**** Supplied entries

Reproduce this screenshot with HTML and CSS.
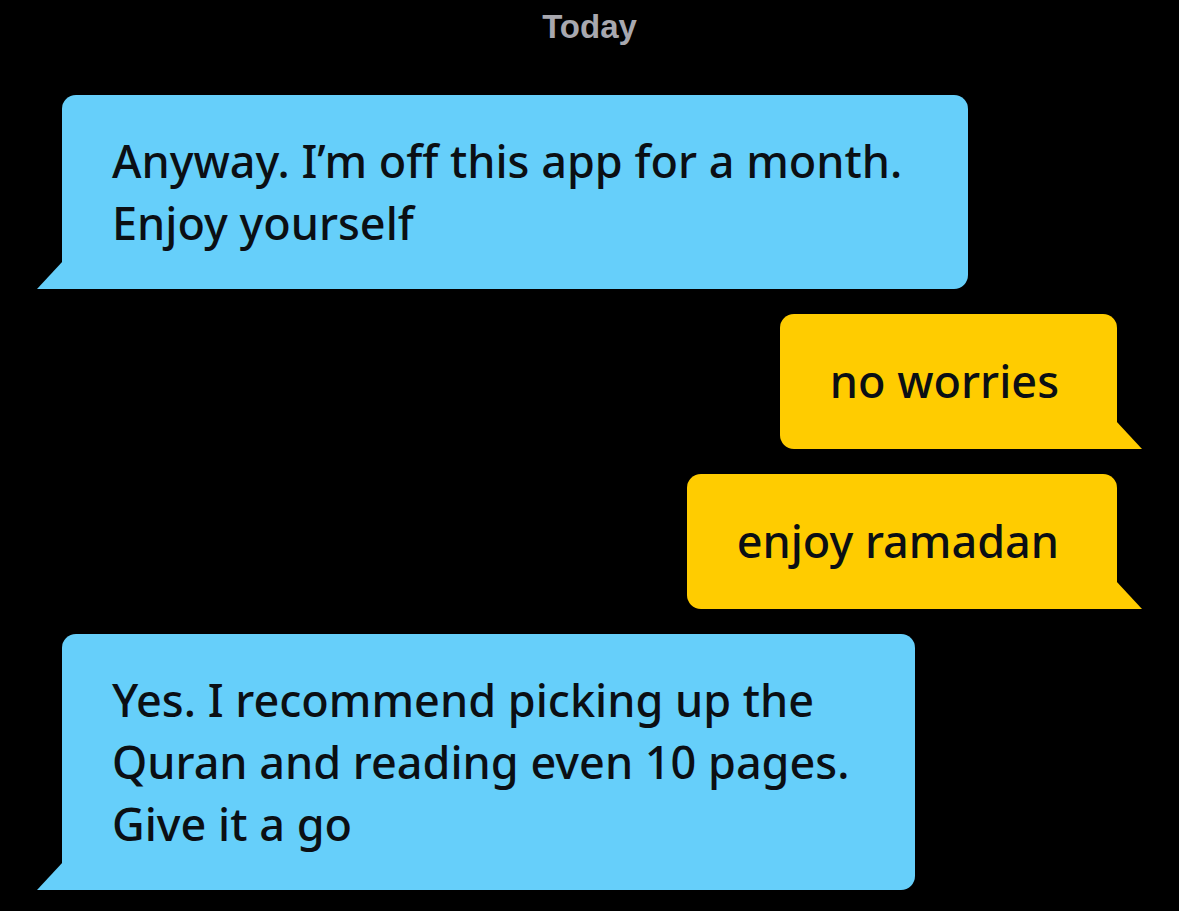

********
**** Supplied entries

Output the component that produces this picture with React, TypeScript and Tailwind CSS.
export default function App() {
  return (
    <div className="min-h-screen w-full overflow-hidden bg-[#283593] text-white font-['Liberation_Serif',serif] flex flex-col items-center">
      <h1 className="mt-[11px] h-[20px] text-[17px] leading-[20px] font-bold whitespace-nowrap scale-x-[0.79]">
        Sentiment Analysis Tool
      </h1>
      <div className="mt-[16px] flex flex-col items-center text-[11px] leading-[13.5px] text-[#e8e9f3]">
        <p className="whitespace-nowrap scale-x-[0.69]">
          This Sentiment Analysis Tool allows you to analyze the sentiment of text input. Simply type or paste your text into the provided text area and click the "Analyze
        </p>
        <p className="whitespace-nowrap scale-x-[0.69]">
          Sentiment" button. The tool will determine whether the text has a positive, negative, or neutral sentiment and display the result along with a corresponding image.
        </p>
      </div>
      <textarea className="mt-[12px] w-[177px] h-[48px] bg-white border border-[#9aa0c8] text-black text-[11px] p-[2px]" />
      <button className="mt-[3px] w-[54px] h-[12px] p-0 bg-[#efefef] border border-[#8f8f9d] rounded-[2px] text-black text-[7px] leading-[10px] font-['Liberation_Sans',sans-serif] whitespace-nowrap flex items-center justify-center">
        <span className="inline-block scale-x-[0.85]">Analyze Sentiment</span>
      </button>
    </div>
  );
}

********

Exercise requirements: Return every line of the preceding records in which the word "with" appears.

Finished task:
Reproduce this screenshot with HTML and CSS.
Output the component that produces this picture with React, TypeScript and Tailwind CSS.
          Sentiment" button. The tool will determine whether the text has a positive, negative, or neutral sentiment and display the result along with a corresponding image.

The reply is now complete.